WORK TO BE COMPLETED
Restate the data below word for word. Skip any images it contains.

DATASET SECTION
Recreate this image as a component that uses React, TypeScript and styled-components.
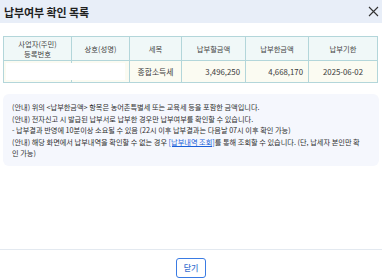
import styled, { createGlobalStyle } from 'styled-components';

interface PaymentRow {
	bizNo: string;
	name: string;
	taxItem: string;
	dueAmount: string;
	paidAmount: string;
	dueDate: string;
}

const rows: PaymentRow[] = [
	{
		bizNo: '',
		name: '',
		taxItem: '종합소득세',
		dueAmount: '3,496,250',
		paidAmount: '4,668,170',
		dueDate: '2025-06-02',
	},
];

const GlobalStyle = createGlobalStyle`
	html, body {
		margin: 0;
		padding: 0;
		background: #fff;
	}

	body {
		font-family: 'Noto Sans CJK KR', 'Noto Sans', sans-serif;
		color: #333;
	}
`;

function App() {
	return (
		<>
			<GlobalStyle />
			<Dialog>
				<Header>
					<Title>납부여부 확인 목록</Title>
					<CloseButton aria-label="닫기">
						<svg width="11" height="11" viewBox="0 0 11 11">
							<path d="M1 1L10 10M10 1L1 10" stroke="#333" strokeWidth="1.1" />
						</svg>
					</CloseButton>
				</Header>

				<Body>
					<Table>
						<colgroup>
							<col style={{ width: 68 }} />
							<col style={{ width: 58 }} />
							<col style={{ width: 52 }} />
							<col style={{ width: 64 }} />
							<col style={{ width: 63 }} />
							<col style={{ width: 69 }} />
						</colgroup>
						<thead>
							<tr>
								<HeaderCell>
									사업자(주민)
									<br />
									등록번호
								</HeaderCell>
								<HeaderCell>상호(성명)</HeaderCell>
								<HeaderCell>세목</HeaderCell>
								<HeaderCell>납부할금액</HeaderCell>
								<HeaderCell>납부한금액</HeaderCell>
								<HeaderCell>납부기한</HeaderCell>
							</tr>
						</thead>
						<tbody>
							{rows.map((row) => (
								<tr key={row.dueDate}>
									<Cell>
										<Masked />
									</Cell>
									<Cell>
										<Masked $short />
									</Cell>
									<Cell>{row.taxItem}</Cell>
									<Cell $align="right">{row.dueAmount}</Cell>
									<Cell $align="right">{row.paidAmount}</Cell>
									<Cell>{row.dueDate}</Cell>
								</tr>
							))}
						</tbody>
					</Table>

					<Notice>
						<p>(안내) 위의 &lt;납부한금액&gt; 항목은 농어촌특별세 또는 교육세 등을 포함한 금액입니다.</p>
						<p>(안내) 전자신고 시 발급된 납부서로 납부한 경우만 납부여부를 확인할 수 있습니다.</p>
						<p>- 납부결과 반영에 10분이상 소요될 수 있음 (22시 이후 납부결과는 다음날 07시 이후 확인 가능)</p>
						<p>
							(안내) 해당 화면에서 납부내역을 확인할 수 없는 경우 <NoticeLink href="#">[납부내역 조회]</NoticeLink>를 통해
							조회할 수 있습니다. (단, 납세자 본인만 확인 가능)
						</p>
					</Notice>
				</Body>

				<Footer>
					<OutlineButton>닫기</OutlineButton>
				</Footer>
			</Dialog>
		</>
	);
}

export default App;

const Dialog = styled.div`
	width: 382px;
	height: 279px;
	display: flex;
	flex-direction: column;
	background: #fff;
	overflow: hidden;
`;

const Header = styled.div`
	height: 23px;
	flex: none;
	display: flex;
	align-items: center;
	justify-content: space-between;
	padding: 0 2px 0 4px;
	background: #e8eef8;
`;

const Title = styled.h1`
	margin: 0;
	font-size: 11px;
	font-weight: 700;
	color: #1f1f1f;
	letter-spacing: -0.1px;
`;

const CloseButton = styled.button`
	display: flex;
	align-items: center;
	justify-content: center;
	width: 14px;
	height: 14px;
	padding: 0;
	border: none;
	background: none;
`;

const Body = styled.div`
	flex: 1;
	min-height: 0;
	padding: 13px 4px 0 3px;
	display: flex;
	flex-direction: column;
	gap: 11px;
`;

const Table = styled.table`
	width: 374px;
	border-collapse: collapse;
	table-layout: fixed;
	font-size: 7.3px;
	color: #444;
`;

const HeaderCell = styled.th`
	height: 23px;
	padding: 0;
	border: 1px solid #b3d6da;
	background: #f0f8f8;
	font-weight: 400;
	line-height: 10px;
	text-align: center;
`;

const Cell = styled.td<{ $align?: 'right' | 'center' }>`
	height: 21px;
	padding: 0 5px;
	border: 1px solid #b3d6da;
	background: #fbfbf2;
	text-align: ${({ $align }) => $align ?? 'center'};
	font-size: 7.8px;
	color: #3a3a3a;
	position: relative;
`;

const Masked = styled.div<{ $short?: boolean }>`
	position: absolute;
	top: 2px;
	bottom: 2px;
	left: ${({ $short }) => ($short ? '-1px' : '2px')};
	right: ${({ $short }) => ($short ? '4px' : '-2px')};
	background: #fff;
`;

const Notice = styled.div`
	width: 376px;
	box-sizing: border-box;
	padding: 8px 14px 6px 9px;
	border-radius: 6px;
	background: #f5f7fd;
	font-size: 7.2px;
	line-height: 11.5px;
	color: #2f2f2f;
	word-break: break-all;

	p {
		margin: 0;
	}
`;

const NoticeLink = styled.a`
	color: #1a5fd8;
	text-decoration: underline;
`;

const Footer = styled.div`
	flex: none;
	height: 30px;
	display: flex;
	justify-content: center;
	align-items: flex-start;
	padding-top: 8px;
	border-top: 1px solid #e3e9f0;
	box-sizing: border-box;
`;

const OutlineButton = styled.button`
	width: 30px;
	height: 20px;
	padding: 0;
	border: 1px solid #3a7be3;
	border-radius: 3px;
	background: #fff;
	color: #3a6fd0;
	font-family: inherit;
	font-size: 8px;
	font-weight: 500;
	line-height: 18px;
`;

WRITTEN ANSWER
Recreate this image as a component that uses React, TypeScript and styled-components.
import styled, { createGlobalStyle } from 'styled-components';

interface PaymentRow {
	bizNo: string;
	name: string;
	taxItem: string;
	dueAmount: string;
	paidAmount: string;
	dueDate: string;
}

const rows: PaymentRow[] = [
	{
		bizNo: '',
		name: '',
		taxItem: '종합소득세',
		dueAmount: '3,496,250',
		paidAmount: '4,668,170',
		dueDate: '2025-06-02',
	},
];

const GlobalStyle = createGlobalStyle`
	html, body {
		margin: 0;
		padding: 0;
		background: #fff;
	}

	body {
		font-family: 'Noto Sans CJK KR', 'Noto Sans', sans-serif;
		color: #333;
	}
`;

function App() {
	return (
		<>
			<GlobalStyle />
			<Dialog>
				<Header>
					<Title>납부여부 확인 목록</Title>
					<CloseButton aria-label="닫기">
						<svg width="11" height="11" viewBox="0 0 11 11">
							<path d="M1 1L10 10M10 1L1 10" stroke="#333" strokeWidth="1.1" />
						</svg>
					</CloseButton>
				</Header>

				<Body>
					<Table>
						<colgroup>
							<col style={{ width: 68 }} />
							<col style={{ width: 58 }} />
							<col style={{ width: 52 }} />
							<col style={{ width: 64 }} />
							<col style={{ width: 63 }} />
							<col style={{ width: 69 }} />
						</colgroup>
						<thead>
							<tr>
								<HeaderCell>
									사업자(주민)
									<br />
									등록번호
								</HeaderCell>
								<HeaderCell>상호(성명)</HeaderCell>
								<HeaderCell>세목</HeaderCell>
								<HeaderCell>납부할금액</HeaderCell>
								<HeaderCell>납부한금액</HeaderCell>
								<HeaderCell>납부기한</HeaderCell>
							</tr>
						</thead>
						<tbody>
							{rows.map((row) => (
								<tr key={row.dueDate}>
									<Cell>
										<Masked />
									</Cell>
									<Cell>
										<Masked $short />
									</Cell>
									<Cell>{row.taxItem}</Cell>
									<Cell $align="right">{row.dueAmount}</Cell>
									<Cell $align="right">{row.paidAmount}</Cell>
									<Cell>{row.dueDate}</Cell>
								</tr>
							))}
						</tbody>
					</Table>

					<Notice>
						<p>(안내) 위의 &lt;납부한금액&gt; 항목은 농어촌특별세 또는 교육세 등을 포함한 금액입니다.</p>
						<p>(안내) 전자신고 시 발급된 납부서로 납부한 경우만 납부여부를 확인할 수 있습니다.</p>
						<p>- 납부결과 반영에 10분이상 소요될 수 있음 (22시 이후 납부결과는 다음날 07시 이후 확인 가능)</p>
						<p>
							(안내) 해당 화면에서 납부내역을 확인할 수 없는 경우 <NoticeLink href="#">[납부내역 조회]</NoticeLink>를 통해
							조회할 수 있습니다. (단, 납세자 본인만 확인 가능)
						</p>
					</Notice>
				</Body>

				<Footer>
					<OutlineButton>닫기</OutlineButton>
				</Footer>
			</Dialog>
		</>
	);
}

export default App;

const Dialog = styled.div`
	width: 382px;
	height: 279px;
	display: flex;
	flex-direction: column;
	background: #fff;
	overflow: hidden;
`;

const Header = styled.div`
	height: 23px;
	flex: none;
	display: flex;
	align-items: center;
	justify-content: space-between;
	padding: 0 2px 0 4px;
	background: #e8eef8;
`;

const Title = styled.h1`
	margin: 0;
	font-size: 11px;
	font-weight: 700;
	color: #1f1f1f;
	letter-spacing: -0.1px;
`;

const CloseButton = styled.button`
	display: flex;
	align-items: center;
	justify-content: center;
	width: 14px;
	height: 14px;
	padding: 0;
	border: none;
	background: none;
`;

const Body = styled.div`
	flex: 1;
	min-height: 0;
	padding: 13px 4px 0 3px;
	display: flex;
	flex-direction: column;
	gap: 11px;
`;

const Table = styled.table`
	width: 374px;
	border-collapse: collapse;
	table-layout: fixed;
	font-size: 7.3px;
	color: #444;
`;

const HeaderCell = styled.th`
	height: 23px;
	padding: 0;
	border: 1px solid #b3d6da;
	background: #f0f8f8;
	font-weight: 400;
	line-height: 10px;
	text-align: center;
`;

const Cell = styled.td<{ $align?: 'right' | 'center' }>`
	height: 21px;
	padding: 0 5px;
	border: 1px solid #b3d6da;
	background: #fbfbf2;
	text-align: ${({ $align }) => $align ?? 'center'};
	font-size: 7.8px;
	color: #3a3a3a;
	position: relative;
`;

const Masked = styled.div<{ $short?: boolean }>`
	position: absolute;
	top: 2px;
	bottom: 2px;
	left: ${({ $short }) => ($short ? '-1px' : '2px')};
	right: ${({ $short }) => ($short ? '4px' : '-2px')};
	background: #fff;
`;

const Notice = styled.div`
	width: 376px;
	box-sizing: border-box;
	padding: 8px 14px 6px 9px;
	border-radius: 6px;
	background: #f5f7fd;
	font-size: 7.2px;
	line-height: 11.5px;
	color: #2f2f2f;
	word-break: break-all;

	p {
		margin: 0;
	}
`;

const NoticeLink = styled.a`
	color: #1a5fd8;
	text-decoration: underline;
`;

const Footer = styled.div`
	flex: none;
	height: 30px;
	display: flex;
	justify-content: center;
	align-items: flex-start;
	padding-top: 8px;
	border-top: 1px solid #e3e9f0;
	box-sizing: border-box;
`;

const OutlineButton = styled.button`
	width: 30px;
	height: 20px;
	padding: 0;
	border: 1px solid #3a7be3;
	border-radius: 3px;
	background: #fff;
	color: #3a6fd0;
	font-family: inherit;
	font-size: 8px;
	font-weight: 500;
	line-height: 18px;
`;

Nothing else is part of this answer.